## Data extract
○ ○ ○
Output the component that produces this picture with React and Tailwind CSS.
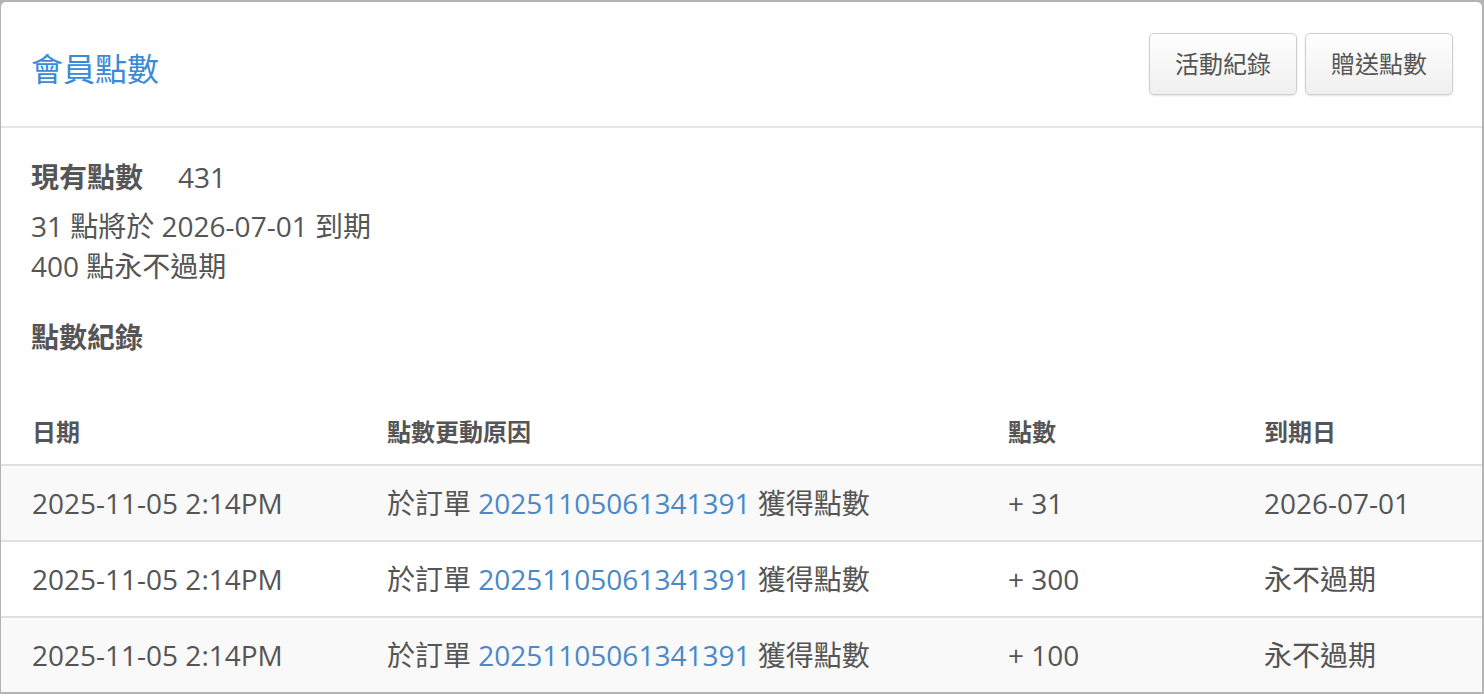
const records = [
  { date: "2025-11-05 2:14PM", order: "20251105061341391", points: "+ 31", expires: "2026-07-01" },
  { date: "2025-11-05 2:14PM", order: "20251105061341391", points: "+ 300", expires: "永不過期" },
  { date: "2025-11-05 2:14PM", order: "20251105061341391", points: "+ 100", expires: "永不過期" },
];

const cols = "grid grid-cols-[355px_621px_256px_1fr]";

const ActionButton = ({ children }) => (
  <button className="rounded-[5px] border border-[#cfcfcf] bg-gradient-to-b from-white to-[#efefef] px-[25px] py-[13px] text-[24px] leading-[34px] text-[#555] shadow-[0_1px_2px_rgba(0,0,0,0.12)]">
    {children}
  </button>
);

export default function App() {
  return (
    <div className="h-[694px] bg-[#b4b4b4] pl-[1px] pr-[2px] pt-[2px] font-['Open_Sans','Noto_Sans_CJK_TC',sans-serif] text-[#555]">
      <div className="h-[690px] overflow-hidden rounded-t-[5px] bg-white">
        {/* Header */}
        <header className="flex h-[126px] items-center justify-between border-b-2 border-[#e6e6e6] pl-[30px] pr-[29px]">
          <h1 className="pt-[10px] text-[32px] leading-[40px] text-[#3b8ad8]">會員點數</h1>
          <div className="flex gap-[8px]">
            <ActionButton>活動紀錄</ActionButton>
            <ActionButton>贈送點數</ActionButton>
          </div>
        </header>

        {/* Balance */}
        <section className="px-[30px] pt-[29px] text-[28px] leading-[40px]">
          <p>
            <span className="font-bold">現有點數</span>
            <span className="ml-[35px]">431</span>
          </p>
          <p className="mt-[9px]">31 點將於 2026-07-01 到期</p>
          <p>400 點永不過期</p>
          <h2 className="mt-[31px] font-bold">點數紀錄</h2>
        </section>

        {/* Records table */}
        <div>
          <div className={`${cols} border-b-2 border-[#e0e0e0] pb-[15px] pt-[58px] text-[24px] font-bold leading-[34px]`}>
            <div className="pl-[31px]">日期</div>
            <div className="pl-[31px]">點數更動原因</div>
            <div className="pl-[31px]">點數</div>
            <div className="pl-[31px]">到期日</div>
          </div>
          {records.map((r, i) => (
            <div
              key={i}
              className={`${cols} py-[17px] text-[28px] leading-[40px] ${i % 2 === 0 ? "bg-[#f9f9f9]" : "bg-white"} ${i < records.length - 1 ? "border-b-2 border-[#e0e0e0]" : ""}`}
            >
              <div className="pl-[31px]">{r.date}</div>
              <div className="pl-[31px]">
                於訂單 <a className="text-[#4a88c7]">{r.order}</a> 獲得點數
              </div>
              <div className="pl-[31px]">{r.points}</div>
              <div className="pl-[31px]">{r.expires}</div>
            </div>
          ))}
        </div>
      </div>
    </div>
  );
}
○ ○ ○
## Required task
Write out every line above exactly as it is, leaving out the pictures.

## Task result
Output the component that produces this picture with React and Tailwind CSS.
const records = [
  { date: "2025-11-05 2:14PM", order: "20251105061341391", points: "+ 31", expires: "2026-07-01" },
  { date: "2025-11-05 2:14PM", order: "20251105061341391", points: "+ 300", expires: "永不過期" },
  { date: "2025-11-05 2:14PM", order: "20251105061341391", points: "+ 100", expires: "永不過期" },
];

const cols = "grid grid-cols-[355px_621px_256px_1fr]";

const ActionButton = ({ children }) => (
  <button className="rounded-[5px] border border-[#cfcfcf] bg-gradient-to-b from-white to-[#efefef] px-[25px] py-[13px] text-[24px] leading-[34px] text-[#555] shadow-[0_1px_2px_rgba(0,0,0,0.12)]">
    {children}
  </button>
);

export default function App() {
  return (
    <div className="h-[694px] bg-[#b4b4b4] pl-[1px] pr-[2px] pt-[2px] font-['Open_Sans','Noto_Sans_CJK_TC',sans-serif] text-[#555]">
      <div className="h-[690px] overflow-hidden rounded-t-[5px] bg-white">
        {/* Header */}
        <header className="flex h-[126px] items-center justify-between border-b-2 border-[#e6e6e6] pl-[30px] pr-[29px]">
          <h1 className="pt-[10px] text-[32px] leading-[40px] text-[#3b8ad8]">會員點數</h1>
          <div className="flex gap-[8px]">
            <ActionButton>活動紀錄</ActionButton>
            <ActionButton>贈送點數</ActionButton>
          </div>
        </header>

        {/* Balance */}
        <section className="px-[30px] pt-[29px] text-[28px] leading-[40px]">
          <p>
            <span className="font-bold">現有點數</span>
            <span className="ml-[35px]">431</span>
          </p>
          <p className="mt-[9px]">31 點將於 2026-07-01 到期</p>
          <p>400 點永不過期</p>
          <h2 className="mt-[31px] font-bold">點數紀錄</h2>
        </section>

        {/* Records table */}
        <div>
          <div className={`${cols} border-b-2 border-[#e0e0e0] pb-[15px] pt-[58px] text-[24px] font-bold leading-[34px]`}>
            <div className="pl-[31px]">日期</div>
            <div className="pl-[31px]">點數更動原因</div>
            <div className="pl-[31px]">點數</div>
            <div className="pl-[31px]">到期日</div>
          </div>
          {records.map((r, i) => (
            <div
              key={i}
              className={`${cols} py-[17px] text-[28px] leading-[40px] ${i % 2 === 0 ? "bg-[#f9f9f9]" : "bg-white"} ${i < records.length - 1 ? "border-b-2 border-[#e0e0e0]" : ""}`}
            >
              <div className="pl-[31px]">{r.date}</div>
              <div className="pl-[31px]">
                於訂單 <a className="text-[#4a88c7]">{r.order}</a> 獲得點數
              </div>
              <div className="pl-[31px]">{r.points}</div>
              <div className="pl-[31px]">{r.expires}</div>
            </div>
          ))}
        </div>
      </div>
    </div>
  );
}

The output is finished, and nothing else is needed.